Here we go, another algorithm ready for use in evaluation!

## Singular Value Decomposition

### Description

Let’s now implement SVD, a well-known matrix factorization algorithm.
Singular Value Decomposition decomposes a matrix of interactions into three matrices which
when multiplied together approximately reconstruct the original matrix , \(X = U \times \Sigma \times V\).
If matrix \(X\) is of shape `(|users| x |items|)`

,
then \(U\) is of shape `(|users| x num_components)`

,
\(\Sigma\) is a `(num_components x num_components)`

matrix,
and finally \(V\) is a `(num_components x |items|)`

matrix.

### Implementation

Rather than implement the SVD computation ourselves, we adapt the optimised TruncatedSVD implementation in sklearn so that it matches the recpack interface.

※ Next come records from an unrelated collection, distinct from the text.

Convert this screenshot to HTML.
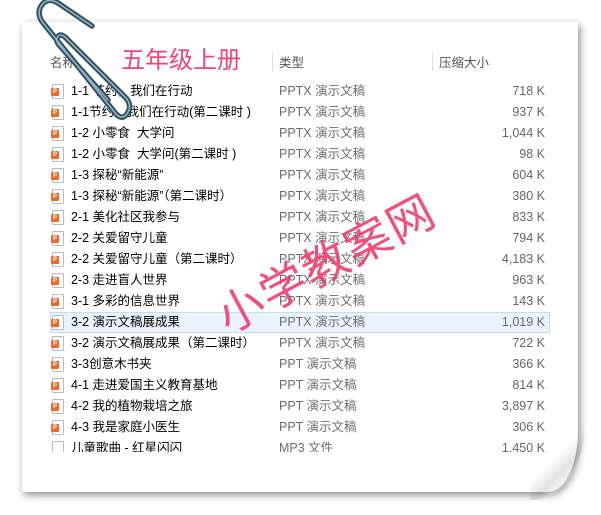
<!DOCTYPE html>
<html><head><meta charset="utf-8"><style>
*{margin:0;padding:0;box-sizing:border-box}
body{width:601px;height:515px;background:#fff;position:relative;overflow:hidden;font-family:"Liberation Sans","Noto Sans CJK SC",sans-serif}
.paper{position:absolute;left:22px;top:22px;width:556px;height:470px;background:#fff;box-shadow:2px 3px 8px rgba(0,0,0,.45);border-bottom-right-radius:30px 60px}
.curl{position:absolute;left:530px;top:420px;width:55px;height:80px;background:linear-gradient(135deg,rgba(255,255,255,0) 45%,rgba(0,0,0,.18) 62%,#fff 78%);border-bottom-right-radius:50px 80px;opacity:.6}
.list{position:absolute;left:50px;top:0;width:500px;height:452px;overflow:hidden}
.row{position:absolute;left:0;height:21px;width:500px;font-size:12.5px;line-height:21px}
.name{position:absolute;left:21px;color:#000}
.type{position:absolute;left:229px;color:#6d6d6d}
.size{position:absolute;right:5px;color:#666}
.ic{position:absolute;left:2px;top:3px;width:12px;height:15px;border:1px solid #bbb;border-radius:1px;background:#fff}
.ic::after{content:"P";font:bold 6px/8px "Liberation Sans",sans-serif;color:#fff;text-align:center;position:absolute;left:-2px;top:3px;width:8px;height:8px;background:#ec6a2a;border-radius:1px}
.ic.m::after{display:none}
.sel{background:#eaf3fd;border:1px solid #c4dcf4}
.hd{position:absolute;top:52px;font-size:12.5px;color:#555}
.title{position:absolute;left:121px;top:40px;font-size:24px;color:#f0457b;font-family:"Noto Sans CJK SC",sans-serif}
.wm{position:absolute;left:205px;top:228px;font-size:46px;color:rgba(240,60,110,.9);transform:rotate(-28deg);transform-origin:center;letter-spacing:2px;font-family:"Noto Sans CJK SC",sans-serif;white-space:nowrap}
</style></head><body>
<div class="paper"></div>
<div class="curl"></div>
<div class="hd" style="left:50px">名称</div>
<div class="hd" style="left:272px;border-left:1px solid #dde;padding-left:6px">类型</div>
<div class="hd" style="left:432px;border-left:1px solid #dde;padding-left:6px">压缩大小</div>
<div class="title">五年级上册</div>
<div class="list">
<div class="row" style="top:81px"><i class="ic"></i><span class="name">1-1 节约，我们在行动</span><span class="type">PPTX 演示文稿</span><span class="size">718 K</span></div>
<div class="row" style="top:102px"><i class="ic"></i><span class="name">1-1节约，我们在行动(第二课时 )</span><span class="type">PPTX 演示文稿</span><span class="size">937 K</span></div>
<div class="row" style="top:123px"><i class="ic"></i><span class="name">1-2 小零食&nbsp; 大学问</span><span class="type">PPTX 演示文稿</span><span class="size">1,044 K</span></div>
<div class="row" style="top:144px"><i class="ic"></i><span class="name">1-2 小零食&nbsp; 大学问(第二课时 )</span><span class="type">PPTX 演示文稿</span><span class="size">98 K</span></div>
<div class="row" style="top:165px"><i class="ic"></i><span class="name">1-3 探秘“新能源”</span><span class="type">PPTX 演示文稿</span><span class="size">604 K</span></div>
<div class="row" style="top:186px"><i class="ic"></i><span class="name">1-3 探秘“新能源”（第二课时）</span><span class="type">PPTX 演示文稿</span><span class="size">380 K</span></div>
<div class="row" style="top:207px"><i class="ic"></i><span class="name">2-1 美化社区我参与</span><span class="type">PPTX 演示文稿</span><span class="size">833 K</span></div>
<div class="row" style="top:228px"><i class="ic"></i><span class="name">2-2 关爱留守儿童</span><span class="type">PPTX 演示文稿</span><span class="size">794 K</span></div>
<div class="row" style="top:249px"><i class="ic"></i><span class="name">2-2 关爱留守儿童（第二课时）</span><span class="type">PPTX 演示文稿</span><span class="size">4,183 K</span></div>
<div class="row" style="top:270px"><i class="ic"></i><span class="name">2-3 走进盲人世界</span><span class="type">PPTX 演示文稿</span><span class="size">963 K</span></div>
<div class="row" style="top:291px"><i class="ic"></i><span class="name">3-1 多彩的信息世界</span><span class="type">PPTX 演示文稿</span><span class="size">143 K</span></div>
<div class="row sel" style="top:312px"><i class="ic" style="left:1px;top:2px"></i><span class="name" style="left:20px;line-height:19px">3-2 演示文稿展成果</span><span class="type" style="left:228px;line-height:19px">PPTX 演示文稿</span><span class="size" style="right:4px;line-height:19px">1,019 K</span></div>
<div class="row" style="top:333px"><i class="ic"></i><span class="name">3-2 演示文稿展成果（第二课时）</span><span class="type">PPTX 演示文稿</span><span class="size">722 K</span></div>
<div class="row" style="top:354px"><i class="ic"></i><span class="name">3-3创意木书夹</span><span class="type">PPT 演示文稿</span><span class="size">366 K</span></div>
<div class="row" style="top:375px"><i class="ic"></i><span class="name">4-1 走进爱国主义教育基地</span><span class="type">PPT 演示文稿</span><span class="size">814 K</span></div>
<div class="row" style="top:396px"><i class="ic"></i><span class="name">4-2 我的植物栽培之旅</span><span class="type">PPT 演示文稿</span><span class="size">3,897 K</span></div>
<div class="row" style="top:417px"><i class="ic"></i><span class="name">4-3 我是家庭小医生</span><span class="type">PPT 演示文稿</span><span class="size">306 K</span></div>
<div class="row" style="top:438px"><i class="ic m"></i><span class="name">儿童歌曲 - 红星闪闪</span><span class="type">MP3 文件</span><span class="size">1,450 K</span></div>
</div>
<div class="wm">小学教案网</div>
<svg style="position:absolute;left:0;top:0" width="150" height="140" viewBox="0 0 150 140">
<path d="M92 26 L58 3 Q46 -4 40 8 Q37 16 44 24 L116 114 Q124 122 129 110 Q131 104 126 98 L66 38 Q60 32 57 38 Q56 42 60 46 L108 100" fill="none" stroke="#34505f" stroke-width="5.5" stroke-linecap="round" stroke-linejoin="round"/>
<path d="M92 26 L58 3 Q46 -4 40 8 Q37 16 44 24 L116 114 Q124 122 129 110 Q131 104 126 98 L66 38 Q60 32 57 38 Q56 42 60 46 L108 100" fill="none" stroke="#8fb2c6" stroke-width="1.6" stroke-linecap="round" stroke-linejoin="round"/>
</svg>
</body></html>
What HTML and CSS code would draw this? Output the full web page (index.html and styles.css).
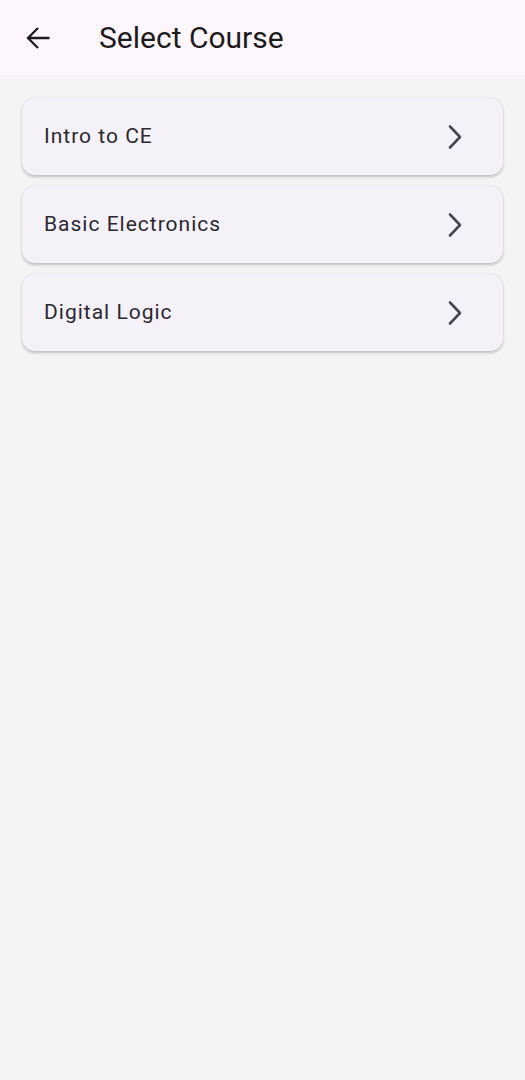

As the name suggests, it makes sense to use `recpack.algorithms.base.FactorizationAlgorithm`

as base class in this example.
In addition to the methods implemented in `recpack.algorithms.base.Algorithm`

which we have highlighted in Randomized Softmax Popularity Algorithm, this class provides:

`_predict`

generates recommendations by multiplying the user embeddings of nonzero users with all item embeddings.`_check_fit_complete`

performs an additional check on the dimensions of the embeddings

All that remains for us to implement is `__init__`

to set hyperparameters and `_fit`

to compute the embeddings.

#### __init__

For simplicity we use only one hyperparameter: `num_components`

, which defines the dimension of the embedding.
We also add a parameter `random_state`

, also a parameter of `TruncatedSVD`

, to ensure reproducibility.

Warning

The random_state parameter should not be considered a hyperparameter, i.e. we should not perform a parameter search to determine its optimal value.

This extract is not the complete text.